Things are different now. More channels means more choice means more marketing: more need to create strong brands and communicate more effectively. It’s a rule which applies as much to established channels as to new ones, which is why these days ITV has a marketing and commercial director and why BBC TV now has a controller of marketing.

The controller, Maureen Duffy, arrived in March of this year, and one of her first tasks was to manage something the BBC has only attempted once in the 34 years since BBC2 first went on air in 1964: the launch of a new television channel. Last year saw the start of BBC News 24. Last week it was the turn of BBC Choice, a third general interest channel to sit alongside BBC1 and 2. It’s an early harbinger of the digital television revolution scheduled to begin properly this Thursday when Sky’s first satellite digital receivers go on sale.

Operators in the multichannel world already know the importance of marketing. A channel like Bravo or MTV is a distinctive brand, almost regardless of what programmes it carries. In a multichannel world those channels which flourish are those with strong and identifiable branding.

That posed little difficulty for the BBC’s first venture into niche TV broadcasting, News 24, which has few conventional programmes and an eminently simple programming proposition. But BBC Choice presented a problem: a niche channel but one drawing on programmes from BBC1 and 2, including some (like Watchdog, Match of the Day and Crimewatch) which are themselves strong brands.

Early attempts to devise a consumer proposition which did justice to this hybrid character appear to have been unsuccessful. The BBC was clear the channel would offer extended coverage of sport and events like Glastonbury, for which the BBC had rights it couldn’t fully exploit on BBC1 or 2.

It would also offer another chance to see BBC programmes: that week’s or programmes from the archives. But Katharine Everett, the channel’s head of programming, describes the original schedule as “something put together by a committee with some idea of what might be lying around already, but no real idea about the available audience.”

That audience, she decided, would be predominantly young people with families: the typical early adopters of multichannel television. Programme strands would be designed especially to appeal to them.

Something would also have to be done about the widespread perception among viewers – especially younger viewers – that, while BBC programmes might be popular, the organisation itself was daunting and stuffy.

But devising a coherent brief proved difficult. Duffy says she found Everett’s team working with a definition of their new channel – something like “A new take on television for people with a fresh outlook” – which, while it might have rung the right bells internally in the BBC, was unworkable from a marketing point of view.

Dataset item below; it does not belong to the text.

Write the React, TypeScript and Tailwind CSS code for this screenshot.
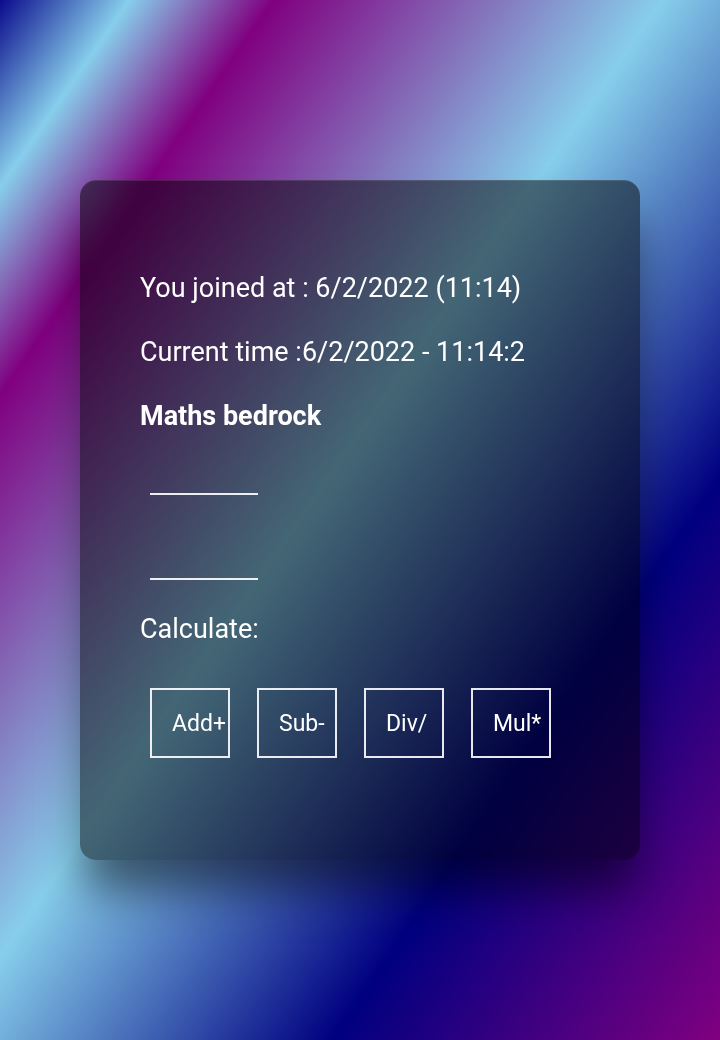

“When you’re crafting a consumer proposition it has to be something that communicates a proper consumer benefit,” she says. What’s more, though research might suggest BBC1 and 2 were unapproachable, to sell BBC Choice on the basis that it might be more “accessible” risked denigrating the two existing channels.

The eventual consumer proposition – that BBC Choice “makes more of what you already enjoy on BBC1 and 2” – finds expression in a series of channel idents which aim to be witty and warm, while encapsulating the idea of choice (the buzzword which has become ubiquitous in digital television).

So one ident plays on the idea of a channel for fans (with images of a football fan, a paper fan and an electric fan), one on a channel with punch (a bowl of punch, Mr Punch, a boxer’s punch), one on a channel for the mouse generation (a toy mouse, a computer mouse, a real mouse).

The use of a trio of images in each case is a subliminal reference to the fact that this is the BBC’s third general interest channel – although “BBC 3” was rejected as a possible name since no-one was sure a network with such slender budgets could deliver viewers’ expectations.

Besides generic trailers on BBC1 and 2, the new channel will be supported by a poster campaign and cross-trails on the digital versions of BBC1 and 2.

With the launch of Choice Auntie has had to learn new tricks, skills which she will need to deploy more often in the digital world. The BBC is planning the launch of a new education service next year, BBC Learning, and it’s part way through an attempt to reposition BBC1 and BBC2.

It’s had to devise an over-arching channel brand which can embrace and sustain the subsidiary brands of popular programmes.

And its broadcasters have had to learn not to take a back seat to the marketing department, but to talk to their audiences not merely through their programmes but as part of a coherent strategy.